What you should do —
Read the records below and copy each line that contains "index".

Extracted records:
* * * * * * * * *

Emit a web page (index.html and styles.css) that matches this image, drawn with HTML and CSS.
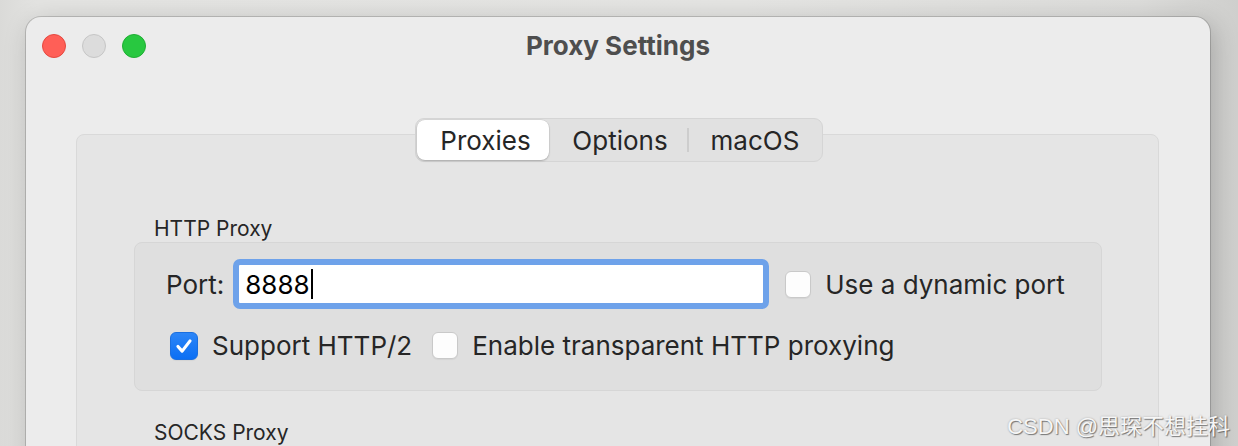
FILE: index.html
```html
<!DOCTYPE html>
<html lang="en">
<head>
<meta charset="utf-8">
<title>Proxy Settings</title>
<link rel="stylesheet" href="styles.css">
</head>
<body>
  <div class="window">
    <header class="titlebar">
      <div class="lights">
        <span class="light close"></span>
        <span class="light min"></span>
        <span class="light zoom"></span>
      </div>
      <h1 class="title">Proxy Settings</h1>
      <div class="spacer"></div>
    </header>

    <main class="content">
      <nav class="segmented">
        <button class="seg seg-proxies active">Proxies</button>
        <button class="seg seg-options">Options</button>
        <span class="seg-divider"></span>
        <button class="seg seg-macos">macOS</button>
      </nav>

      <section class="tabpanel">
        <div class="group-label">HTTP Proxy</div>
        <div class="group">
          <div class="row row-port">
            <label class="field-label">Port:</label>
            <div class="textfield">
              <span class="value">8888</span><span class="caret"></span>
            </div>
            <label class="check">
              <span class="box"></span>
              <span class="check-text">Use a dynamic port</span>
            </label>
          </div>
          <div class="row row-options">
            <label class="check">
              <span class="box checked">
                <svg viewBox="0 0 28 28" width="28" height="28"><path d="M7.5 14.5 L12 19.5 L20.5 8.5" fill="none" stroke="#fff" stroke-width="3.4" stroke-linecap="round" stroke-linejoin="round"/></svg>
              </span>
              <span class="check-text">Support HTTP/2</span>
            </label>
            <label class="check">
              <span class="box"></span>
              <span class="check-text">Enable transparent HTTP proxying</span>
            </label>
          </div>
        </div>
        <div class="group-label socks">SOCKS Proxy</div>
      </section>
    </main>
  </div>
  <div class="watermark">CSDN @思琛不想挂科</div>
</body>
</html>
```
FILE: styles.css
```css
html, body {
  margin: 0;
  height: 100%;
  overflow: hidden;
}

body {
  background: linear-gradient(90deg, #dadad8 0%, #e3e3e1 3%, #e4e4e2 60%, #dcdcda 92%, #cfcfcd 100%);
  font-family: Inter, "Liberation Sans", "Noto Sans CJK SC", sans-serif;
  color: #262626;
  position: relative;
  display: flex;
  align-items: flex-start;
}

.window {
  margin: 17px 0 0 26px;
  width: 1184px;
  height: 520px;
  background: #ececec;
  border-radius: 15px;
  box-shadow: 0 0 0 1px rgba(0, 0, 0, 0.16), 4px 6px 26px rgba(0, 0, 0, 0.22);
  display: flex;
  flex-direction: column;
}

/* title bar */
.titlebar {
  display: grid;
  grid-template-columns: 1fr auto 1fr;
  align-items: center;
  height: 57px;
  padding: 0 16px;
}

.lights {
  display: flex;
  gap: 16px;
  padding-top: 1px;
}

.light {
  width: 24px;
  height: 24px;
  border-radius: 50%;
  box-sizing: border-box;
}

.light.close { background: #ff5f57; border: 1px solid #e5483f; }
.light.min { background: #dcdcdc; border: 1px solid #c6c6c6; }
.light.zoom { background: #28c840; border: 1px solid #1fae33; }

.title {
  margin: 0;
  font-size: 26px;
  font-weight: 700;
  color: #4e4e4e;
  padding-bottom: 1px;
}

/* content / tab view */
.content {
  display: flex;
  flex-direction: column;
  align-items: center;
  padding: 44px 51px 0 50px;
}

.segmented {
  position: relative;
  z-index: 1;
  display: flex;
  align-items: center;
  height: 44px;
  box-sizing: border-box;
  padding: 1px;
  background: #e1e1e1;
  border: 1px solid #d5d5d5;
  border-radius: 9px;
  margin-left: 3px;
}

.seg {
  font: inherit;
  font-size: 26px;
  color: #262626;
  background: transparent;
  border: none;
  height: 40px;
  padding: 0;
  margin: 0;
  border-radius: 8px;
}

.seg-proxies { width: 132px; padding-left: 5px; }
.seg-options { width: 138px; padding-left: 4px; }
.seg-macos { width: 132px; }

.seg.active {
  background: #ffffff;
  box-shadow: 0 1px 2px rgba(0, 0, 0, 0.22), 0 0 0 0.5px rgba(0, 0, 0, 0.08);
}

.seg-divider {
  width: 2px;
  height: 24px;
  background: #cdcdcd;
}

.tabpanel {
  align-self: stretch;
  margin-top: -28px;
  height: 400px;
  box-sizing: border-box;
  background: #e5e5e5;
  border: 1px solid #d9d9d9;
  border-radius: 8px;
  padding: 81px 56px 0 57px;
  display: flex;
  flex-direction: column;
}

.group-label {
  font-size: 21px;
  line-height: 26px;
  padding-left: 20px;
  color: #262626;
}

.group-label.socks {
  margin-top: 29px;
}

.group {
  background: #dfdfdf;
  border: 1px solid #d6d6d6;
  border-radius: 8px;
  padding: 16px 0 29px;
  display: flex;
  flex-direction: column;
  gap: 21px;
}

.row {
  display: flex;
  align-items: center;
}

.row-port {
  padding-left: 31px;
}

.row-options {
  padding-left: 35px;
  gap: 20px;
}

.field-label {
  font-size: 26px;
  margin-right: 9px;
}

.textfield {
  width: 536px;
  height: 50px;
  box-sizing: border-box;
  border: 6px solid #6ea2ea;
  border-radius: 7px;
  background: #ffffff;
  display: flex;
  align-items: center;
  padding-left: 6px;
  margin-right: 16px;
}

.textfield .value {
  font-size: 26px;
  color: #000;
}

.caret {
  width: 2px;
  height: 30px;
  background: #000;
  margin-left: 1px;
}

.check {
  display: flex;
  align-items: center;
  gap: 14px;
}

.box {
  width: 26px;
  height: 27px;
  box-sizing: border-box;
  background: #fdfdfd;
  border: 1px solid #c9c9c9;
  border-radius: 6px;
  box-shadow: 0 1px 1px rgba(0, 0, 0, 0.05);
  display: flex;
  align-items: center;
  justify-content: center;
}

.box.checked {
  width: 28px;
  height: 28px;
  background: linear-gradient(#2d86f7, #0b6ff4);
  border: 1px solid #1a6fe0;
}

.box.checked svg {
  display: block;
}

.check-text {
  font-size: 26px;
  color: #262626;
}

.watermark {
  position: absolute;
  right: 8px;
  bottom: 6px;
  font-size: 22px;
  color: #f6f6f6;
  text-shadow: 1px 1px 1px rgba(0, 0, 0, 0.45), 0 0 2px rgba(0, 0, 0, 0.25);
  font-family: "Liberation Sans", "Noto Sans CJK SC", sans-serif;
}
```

* * * * * * * * *

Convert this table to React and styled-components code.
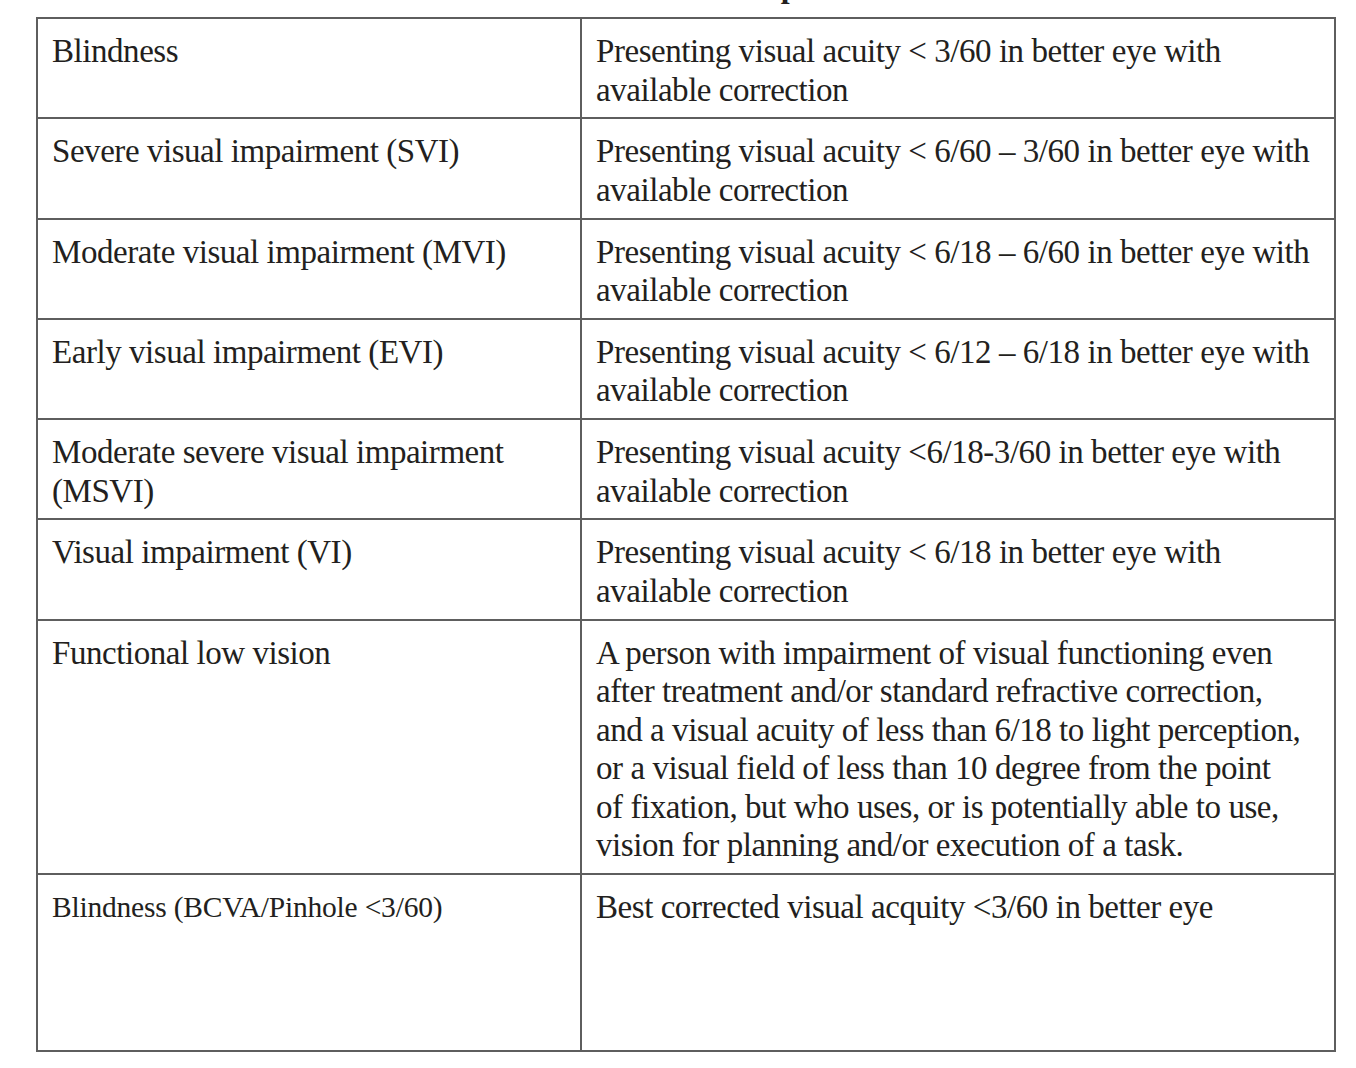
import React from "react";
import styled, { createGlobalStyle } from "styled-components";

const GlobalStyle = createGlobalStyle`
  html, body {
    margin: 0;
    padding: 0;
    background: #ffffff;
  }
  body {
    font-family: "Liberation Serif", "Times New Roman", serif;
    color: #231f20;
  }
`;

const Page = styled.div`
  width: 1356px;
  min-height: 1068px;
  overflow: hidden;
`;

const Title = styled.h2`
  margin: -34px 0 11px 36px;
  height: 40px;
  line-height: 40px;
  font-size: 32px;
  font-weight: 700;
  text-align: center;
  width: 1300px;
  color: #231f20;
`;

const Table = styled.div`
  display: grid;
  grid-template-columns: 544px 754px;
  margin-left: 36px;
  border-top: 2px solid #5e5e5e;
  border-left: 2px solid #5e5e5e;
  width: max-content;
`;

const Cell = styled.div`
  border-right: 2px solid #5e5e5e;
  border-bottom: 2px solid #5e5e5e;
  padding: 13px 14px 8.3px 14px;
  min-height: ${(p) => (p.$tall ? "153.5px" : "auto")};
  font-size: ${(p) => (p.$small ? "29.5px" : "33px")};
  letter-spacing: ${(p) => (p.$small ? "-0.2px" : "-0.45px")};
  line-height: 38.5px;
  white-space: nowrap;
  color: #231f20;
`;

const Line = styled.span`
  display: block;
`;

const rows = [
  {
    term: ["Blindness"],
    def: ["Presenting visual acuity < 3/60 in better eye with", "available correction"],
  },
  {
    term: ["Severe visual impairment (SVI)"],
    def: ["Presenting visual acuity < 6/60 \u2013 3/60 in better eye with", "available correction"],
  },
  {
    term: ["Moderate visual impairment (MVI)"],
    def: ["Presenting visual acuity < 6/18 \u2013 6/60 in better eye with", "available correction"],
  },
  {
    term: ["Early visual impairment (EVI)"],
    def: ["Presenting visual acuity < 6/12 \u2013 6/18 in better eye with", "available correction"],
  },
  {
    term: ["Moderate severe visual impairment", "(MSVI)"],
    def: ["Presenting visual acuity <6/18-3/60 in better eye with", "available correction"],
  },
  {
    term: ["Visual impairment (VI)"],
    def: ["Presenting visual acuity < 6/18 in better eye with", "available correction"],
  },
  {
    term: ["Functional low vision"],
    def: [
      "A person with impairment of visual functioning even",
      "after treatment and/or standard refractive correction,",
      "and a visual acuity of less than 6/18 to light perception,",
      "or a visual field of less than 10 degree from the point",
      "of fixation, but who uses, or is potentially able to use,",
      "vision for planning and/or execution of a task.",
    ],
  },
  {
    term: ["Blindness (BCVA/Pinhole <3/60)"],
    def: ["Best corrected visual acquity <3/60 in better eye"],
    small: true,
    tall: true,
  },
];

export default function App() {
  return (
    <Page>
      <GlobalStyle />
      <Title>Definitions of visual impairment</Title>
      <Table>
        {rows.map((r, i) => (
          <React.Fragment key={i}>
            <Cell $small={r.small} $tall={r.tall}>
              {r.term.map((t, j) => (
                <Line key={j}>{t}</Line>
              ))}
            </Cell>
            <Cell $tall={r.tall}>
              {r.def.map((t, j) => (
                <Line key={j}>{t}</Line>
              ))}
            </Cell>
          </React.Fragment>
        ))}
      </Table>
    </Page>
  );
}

* * * * * * * * *

Response —
Emit a web page (index.html and styles.css) that matches this image, drawn with HTML and CSS.
FILE: index.html
  z-index: 1;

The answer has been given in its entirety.